The answer depends on how you think – are you a Direct Causation believer or a Systemic Causation believer? By the way, it’s not an either or choice. If you are looking for a direct, linear causation relationship between climate change and Sandy, then you may choose to ignore the event and/or react to it by building a wall to block the surge. If you believe in systemic causation, then you may choose to increase solar and wind power and reduce fossil fuels to reduce the storm surge. You can follow an excellent discussion on this by George Lakoff.
Unfortunately, we have all been trained and conditioned to seek direct causation and base our actions and decisions based on that. And because of that, we end up making bad decisions and in some cases, decisions that actually increase the problem we are trying to solve. I distinctly remember an incident from India where the farmers were having water shortages and dug more wells and dug them deeper – because they were looking for a direct causal relationship. Unfortunately, all they managed to do was to lower the water tables in the area and made the problem even worse. Had they been applying system causation, they would have come up with a totally different solution?
Lackoff also points out that because systemic causation is less obvious, it is more critical to understand. “A systemic cause may be one of many – may be indirect – may be probabilistic – may require a feedback mechanism” etc. etc. And L. Michael Hall opines that “most of our social, personal and internal problems arise……..because we keep thinking in terms of direct causality”
Our work cultures of finding a problem; identifying the direct causal relationship and fixing the problem unfortunately lead us away from systemic causation. And that fix, at best, may be a temporary patch that might buy some time (surge protection wall) or worse, will actually worsen the problem (dig more and deeper wells). As Lakoff points out above, because systemic causation is less obvious, indirect etc., linear thinking and processes cannot deal with it. The need to be able to connect dots gets in the way. Looking for direct metrics or measures to prove causation are bound to fail. The AGILE movement in software development readily acknowledges this when it says that there is more value in ”responding to change over following a plan” because it approached software development through the lens of systemic causation.
How then to address this problem?
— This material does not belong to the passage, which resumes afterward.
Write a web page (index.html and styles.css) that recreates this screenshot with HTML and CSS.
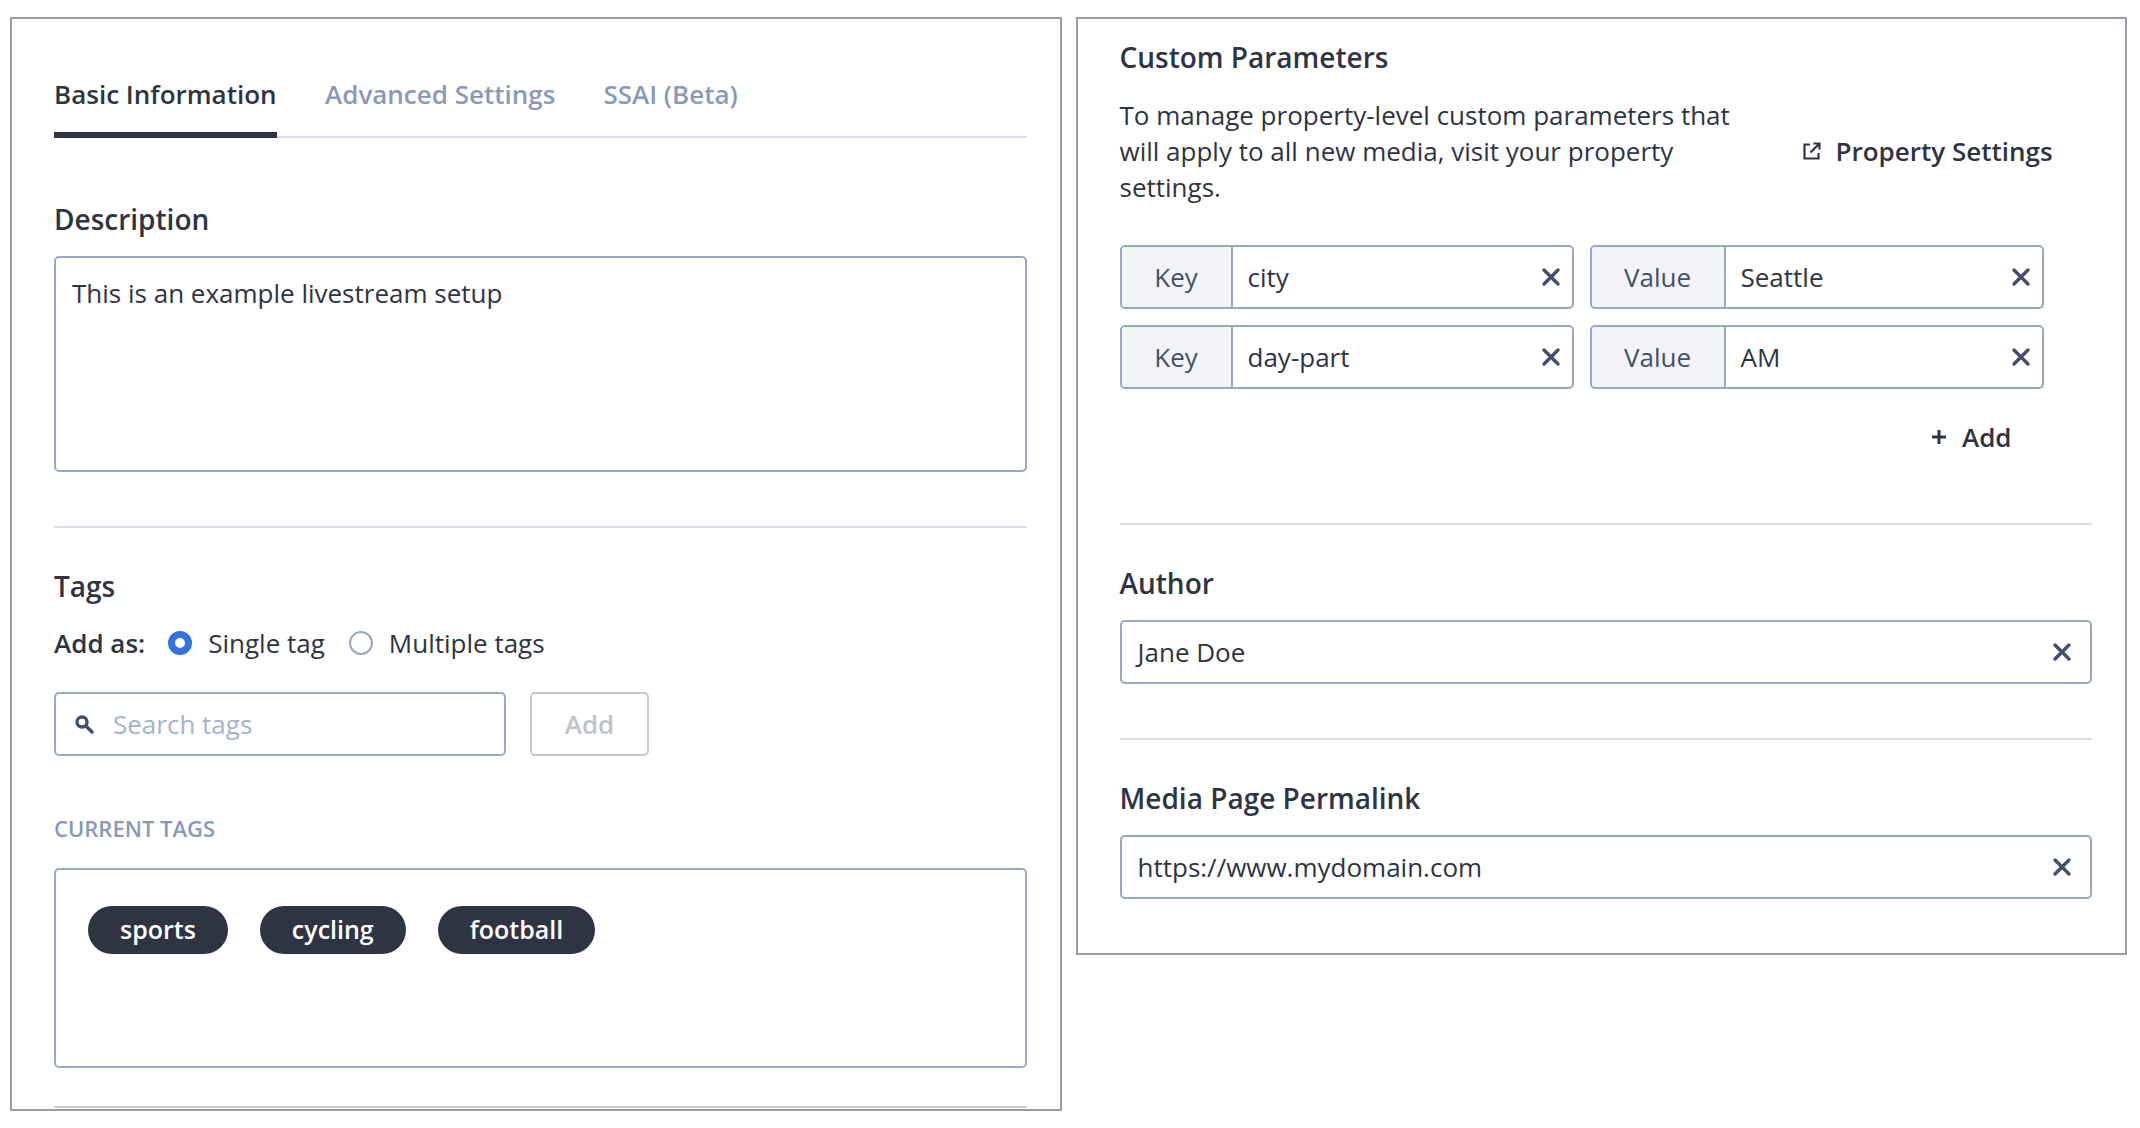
FILE: index.html
```html
<!DOCTYPE html>
<html lang="en">
<head>
<meta charset="utf-8">
<title>Livestream setup</title>
<link rel="stylesheet" href="styles.css">
</head>
<body>
<main class="page">
  <section class="panel panel-left">
    <nav class="tabs">
      <a class="tab tab-active">Basic Information</a>
      <a class="tab">Advanced Settings</a>
      <a class="tab">SSAI (Beta)</a>
    </nav>
    <h2 class="heading heading-desc">Description</h2>
    <div class="box textarea">This is an example livestream setup</div>
    <hr class="rule rule-desc">
    <h2 class="heading heading-tags">Tags</h2>
    <div class="addas">
      <strong class="addas-label">Add as:</strong>
      <span class="radio radio-on"></span><span class="radio-text">Single tag</span>
      <span class="radio"></span><span class="radio-text">Multiple tags</span>
    </div>
    <div class="search-row">
      <div class="box search">
        <svg class="search-icon" viewBox="0 0 20 20" width="20" height="20"><circle cx="8" cy="8" r="5" fill="none" stroke="#454f6b" stroke-width="3.4"/><path d="M12 12l6 6" stroke="#454f6b" stroke-width="3.4" stroke-linecap="round"/></svg>
        <span class="placeholder">Search tags</span>
      </div>
      <div class="btn-disabled">Add</div>
    </div>
    <div class="caps">CURRENT TAGS</div>
    <div class="box tagbox">
      <span class="pill">sports</span>
      <span class="pill">cycling</span>
      <span class="pill">football</span>
    </div>
    <hr class="rule rule-end">
  </section>

  <section class="panel panel-right">
    <h2 class="heading heading-custom">Custom Parameters</h2>
    <div class="intro">
      <p class="intro-text">To manage property-level custom parameters that will apply to all new media, visit your property settings.</p>
      <a class="link">
        <svg viewBox="0 0 20 20" width="20" height="20"><path d="M8 3.5H2.5v14h14V12" transform="translate(0 0)" fill="none" stroke="#2f3443" stroke-width="2.2" stroke-dasharray="none"/><path d="M8.5 11.5L17.5 2.5M11.5 2.5h6v6" fill="none" stroke="#2f3443" stroke-width="2.2"/><path d="M5 1h7v5h7v13H-1V1z" fill="none"/></svg>
        <span>Property Settings</span>
      </a>
    </div>
    <div class="kv-grid">
      <div class="box kv"><span class="addon addon-key">Key</span><span class="kv-value">city</span><svg class="x" viewBox="0 0 20 20" width="20" height="20"><path d="M3 3l14 14M17 3L3 17"/></svg></div>
      <div class="box kv"><span class="addon addon-val">Value</span><span class="kv-value">Seattle</span><svg class="x" viewBox="0 0 20 20" width="20" height="20"><path d="M3 3l14 14M17 3L3 17"/></svg></div>
      <div class="box kv"><span class="addon addon-key">Key</span><span class="kv-value">day-part</span><svg class="x" viewBox="0 0 20 20" width="20" height="20"><path d="M3 3l14 14M17 3L3 17"/></svg></div>
      <div class="box kv"><span class="addon addon-val">Value</span><span class="kv-value">AM</span><svg class="x" viewBox="0 0 20 20" width="20" height="20"><path d="M3 3l14 14M17 3L3 17"/></svg></div>
    </div>
    <div class="add-row">
      <svg viewBox="0 0 20 20" width="20" height="20"><path d="M10 3v14M3 10h14" stroke="#2f3443" stroke-width="3"/></svg>
      <span>Add</span>
    </div>
    <hr class="rule rule-params">
    <h2 class="heading heading-field">Author</h2>
    <div class="box field"><span>Jane Doe</span><svg class="x" viewBox="0 0 20 20" width="20" height="20"><path d="M3 3l14 14M17 3L3 17"/></svg></div>
    <hr class="rule rule-field">
    <h2 class="heading heading-field">Media Page Permalink</h2>
    <div class="box field"><span>https://www.mydomain.com</span><svg class="x" viewBox="0 0 20 20" width="20" height="20"><path d="M3 3l14 14M17 3L3 17"/></svg></div>
  </section>
</main>
</body>
</html>
```

FILE: styles.css
```css
* { box-sizing: border-box; }
html, body { margin: 0; padding: 0; background: #fff; }
body {
  width: 2140px;
  height: 1128px;
  overflow: hidden;
  font-family: "Open Sans", sans-serif;
  font-size: 26px;
  line-height: 36px;
  color: #2f3443;
}
.page {
  display: flex;
  align-items: flex-start;
  gap: 14px;
  padding: 17px 13px 0 10px;
}
.panel {
  width: 1052px;
  border: 2px solid #9b9ca3;
  background: #fff;
  overflow: hidden;
}
.panel-left { height: 1094px; padding: 0 33px 0 42px; }
.panel-right { height: 938px; padding: 0 33px 0 42px; }

.tabs {
  display: flex;
  gap: 48px;
  height: 119px;
  padding-top: 57px;
  border-bottom: 2px solid #d9deea;
}
.tab {
  height: 62px;
  padding-top: 0;
  font-weight: 600;
  color: #8a99b8;
  white-space: nowrap;
}
.tab-active {
  color: #2f3443;
  border-bottom: 6px solid #2f3443;
  height: 62px;
  margin-left: 0;
  width: 223px;
}
.heading {
  margin: 0;
  font-size: 28px;
  line-height: 38px;
  font-weight: 600;
  color: #2f3443;
}
.heading-desc { margin-top: 62px; }
.box {
  border: 2px solid #9aa8c0;
  border-radius: 5px;
  background: #fff;
}
.textarea {
  height: 216px;
  margin-top: 18px;
  padding: 17px 16px;
}
.rule {
  margin: 0;
  border: 0;
  height: 2px;
  background: #d9deea;
}
.rule-desc { margin-top: 54px; }
.heading-tags { margin-top: 39px; }
.addas {
  display: flex;
  align-items: center;
  margin-top: 20px;
  height: 36px;
}
.addas-label { font-weight: 600; margin-right: 23px; }
.radio {
  width: 24px;
  height: 24px;
  border-radius: 50%;
  border: 2px solid #9aa8c0;
  margin-right: 16px;
  flex: none;
}
.radio-on { border: 7px solid #3273dc; }
.radio-text { margin-right: 24px; }
.search-row { display: flex; gap: 24px; margin-top: 31px; }
.search {
  width: 452px;
  height: 64px;
  display: flex;
  align-items: center;
  padding-left: 18px;
}
.placeholder { color: #a6b3c9; margin-left: 19px; }
.btn-disabled {
  width: 119px;
  height: 64px;
  border: 2px solid #c6c8cf;
  border-radius: 5px;
  display: flex;
  align-items: center;
  justify-content: center;
  font-weight: 600;
  color: #c0c3cb;
}
.caps {
  margin-top: 57px;
  font-size: 22px;
  line-height: 30px;
  font-weight: 600;
  color: #8a99b8;
}
.tagbox {
  height: 200px;
  margin-top: 25px;
  padding: 36px 32px;
  display: flex;
  gap: 32px;
  align-items: flex-start;
}
.pill {
  height: 48px;
  padding: 0 32px;
  border-radius: 24px;
  background: #2f3443;
  color: #fff;
  font-weight: 600;
  font-size: 25px;
  line-height: 46px;
}
.rule-end { margin-top: 38px; background: #c9ccd3; }

.heading-custom { margin-top: 19px; }
.intro {
  display: flex;
  align-items: center;
  margin-top: 21px;
}
.intro-text { margin: 0; width: 630px; }
.link {
  display: flex;
  align-items: center;
  gap: 14px;
  margin-left: 52px;
  font-weight: 600;
  white-space: nowrap;
}
.kv-grid {
  display: grid;
  grid-template-columns: 454px 454px;
  gap: 16px;
  margin-top: 40px;
}
.kv {
  height: 64px;
  display: flex;
  align-items: center;
  overflow: hidden;
}
.addon {
  height: 100%;
  display: flex;
  align-items: center;
  justify-content: center;
  background: #f3f4f8;
  border-right: 2px solid #9aa8c0;
  color: #454f6b;
  flex: none;
}
.addon-key { width: 111px; }
.addon-val { width: 134px; }
.kv-value { flex: 1; padding-left: 15px; }
.x {
  flex: none;
  margin-right: 11px;
  fill: none;
  stroke: #454f6b;
  stroke-width: 3.4;
  stroke-linecap: round;
}
.add-row {
  display: flex;
  align-items: center;
  justify-content: flex-end;
  gap: 13px;
  width: 892px;
  height: 36px;
  margin-top: 30px;
  font-weight: 600;
}
.rule-params { margin-top: 68px; }
.heading-field { margin-top: 39px; }
.field {
  height: 64px;
  margin-top: 18px;
  display: flex;
  align-items: center;
  justify-content: space-between;
  padding-left: 16px;
}
.field .x { margin-right: 18px; }
.rule-field { margin-top: 54px; }
```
According to THE bard (Shakespeare), “”The fault, dear Brutus, is not in our stars, but in ourselves, that we are underlings.”. We first need to acknowledge the difference between direct and systemic causation. We need to add the latter to our vocabulary and thinking. We need to stop looking only for direct linear relationships and direct metrics to prove progress. This becomes especially difficult in can do and just do it now cultures because it requires a different context. It feels like slowing things down and taking much longer. Nothing could be further from the truth!
We can either build surge protection walls and dig deeper wells, or we apply systemic causation and start solving the problems. Your pick?